**Exercise task**
Go through the listing and pick out each line with the word "this" in it.

**Data lines**
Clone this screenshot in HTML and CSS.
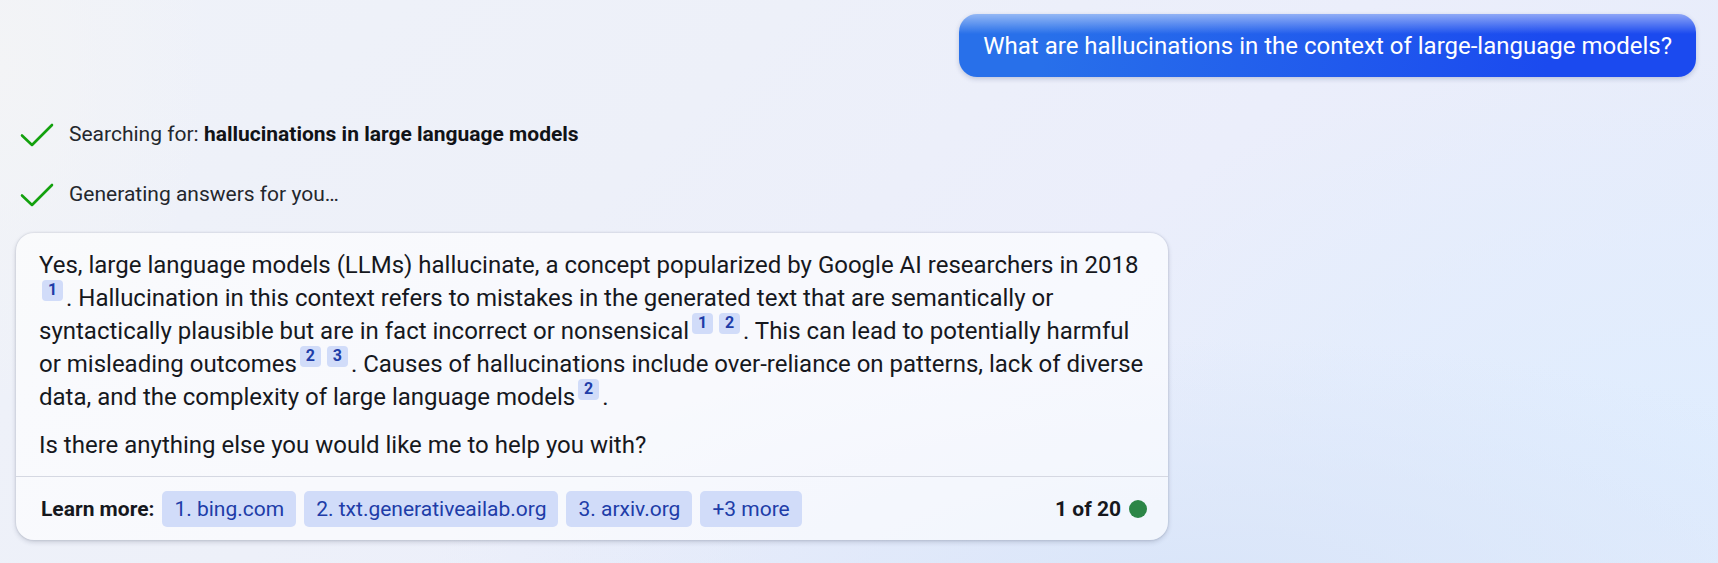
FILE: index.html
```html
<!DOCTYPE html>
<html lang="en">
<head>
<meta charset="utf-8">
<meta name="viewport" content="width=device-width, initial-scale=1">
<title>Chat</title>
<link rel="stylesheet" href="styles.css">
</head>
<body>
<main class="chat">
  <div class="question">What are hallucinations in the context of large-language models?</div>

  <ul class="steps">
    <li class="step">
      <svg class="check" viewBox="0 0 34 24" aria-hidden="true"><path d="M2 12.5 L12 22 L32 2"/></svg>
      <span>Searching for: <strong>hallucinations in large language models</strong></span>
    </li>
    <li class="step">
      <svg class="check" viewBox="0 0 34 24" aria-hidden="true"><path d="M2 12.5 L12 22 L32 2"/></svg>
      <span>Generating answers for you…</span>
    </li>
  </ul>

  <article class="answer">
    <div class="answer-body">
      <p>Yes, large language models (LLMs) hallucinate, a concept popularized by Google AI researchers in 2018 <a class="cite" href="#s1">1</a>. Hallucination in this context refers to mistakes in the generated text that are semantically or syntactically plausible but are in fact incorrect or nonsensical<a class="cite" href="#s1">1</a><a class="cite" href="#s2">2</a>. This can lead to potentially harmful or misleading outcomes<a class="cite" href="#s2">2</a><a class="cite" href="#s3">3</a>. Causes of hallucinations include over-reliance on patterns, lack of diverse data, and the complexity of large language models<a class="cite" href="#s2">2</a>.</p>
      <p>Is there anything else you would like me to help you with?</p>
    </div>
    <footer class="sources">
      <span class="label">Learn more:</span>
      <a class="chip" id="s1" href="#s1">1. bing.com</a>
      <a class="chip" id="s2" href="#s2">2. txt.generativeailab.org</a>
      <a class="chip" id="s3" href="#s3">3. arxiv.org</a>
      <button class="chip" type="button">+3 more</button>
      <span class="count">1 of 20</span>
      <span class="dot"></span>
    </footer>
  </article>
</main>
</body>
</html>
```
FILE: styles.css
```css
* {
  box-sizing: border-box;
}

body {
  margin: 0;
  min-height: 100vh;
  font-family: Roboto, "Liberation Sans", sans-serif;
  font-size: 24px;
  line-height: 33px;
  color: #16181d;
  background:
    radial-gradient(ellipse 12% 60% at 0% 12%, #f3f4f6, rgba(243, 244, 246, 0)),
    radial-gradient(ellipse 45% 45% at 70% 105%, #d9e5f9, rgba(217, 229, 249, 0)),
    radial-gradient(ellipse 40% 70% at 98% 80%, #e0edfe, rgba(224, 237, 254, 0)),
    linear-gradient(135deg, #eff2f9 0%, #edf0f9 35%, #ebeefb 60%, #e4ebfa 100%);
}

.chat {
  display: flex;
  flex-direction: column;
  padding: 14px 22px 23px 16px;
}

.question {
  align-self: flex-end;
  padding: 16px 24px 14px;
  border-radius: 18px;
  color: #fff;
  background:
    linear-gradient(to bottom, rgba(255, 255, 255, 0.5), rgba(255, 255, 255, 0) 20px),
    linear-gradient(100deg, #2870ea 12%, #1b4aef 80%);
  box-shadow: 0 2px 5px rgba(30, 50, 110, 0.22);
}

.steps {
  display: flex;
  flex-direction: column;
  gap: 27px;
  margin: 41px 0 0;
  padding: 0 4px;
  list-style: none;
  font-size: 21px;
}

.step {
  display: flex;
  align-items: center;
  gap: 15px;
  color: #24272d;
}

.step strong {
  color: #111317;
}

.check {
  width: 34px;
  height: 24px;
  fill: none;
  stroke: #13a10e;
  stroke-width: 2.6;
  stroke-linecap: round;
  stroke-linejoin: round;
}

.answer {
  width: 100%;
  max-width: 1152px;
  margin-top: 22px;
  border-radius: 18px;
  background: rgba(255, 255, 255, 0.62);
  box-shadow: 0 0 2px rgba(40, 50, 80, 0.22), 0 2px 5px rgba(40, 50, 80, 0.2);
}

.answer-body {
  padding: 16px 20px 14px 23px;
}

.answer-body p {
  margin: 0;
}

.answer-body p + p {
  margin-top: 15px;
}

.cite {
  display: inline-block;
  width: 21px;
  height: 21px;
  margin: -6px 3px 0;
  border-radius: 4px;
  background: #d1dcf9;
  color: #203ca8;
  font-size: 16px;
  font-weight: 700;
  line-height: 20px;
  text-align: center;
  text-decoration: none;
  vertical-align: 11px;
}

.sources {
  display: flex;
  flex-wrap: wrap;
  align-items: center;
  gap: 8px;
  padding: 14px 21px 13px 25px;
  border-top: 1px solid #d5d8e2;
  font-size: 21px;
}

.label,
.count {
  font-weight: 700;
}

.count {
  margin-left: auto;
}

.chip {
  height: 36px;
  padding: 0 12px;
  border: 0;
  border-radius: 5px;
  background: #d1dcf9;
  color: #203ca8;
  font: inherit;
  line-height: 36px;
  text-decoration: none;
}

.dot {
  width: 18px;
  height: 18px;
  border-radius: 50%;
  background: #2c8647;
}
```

**Task result**
Clone this screenshot in HTML and CSS.
      <p>Yes, large language models (LLMs) hallucinate, a concept popularized by Google AI researchers in 2018 <a class="cite" href="#s1">1</a>. Hallucination in this context refers to mistakes in the generated text that are semantically or syntactically plausible but are in fact incorrect or nonsensical<a class="cite" href="#s1">1</a><a class="cite" href="#s2">2</a>. This can lead to potentially harmful or misleading outcomes<a class="cite" href="#s2">2</a><a class="cite" href="#s3">3</a>. Causes of hallucinations include over-reliance on patterns, lack of diverse data, and the complexity of large language models<a class="cite" href="#s2">2</a>.</p>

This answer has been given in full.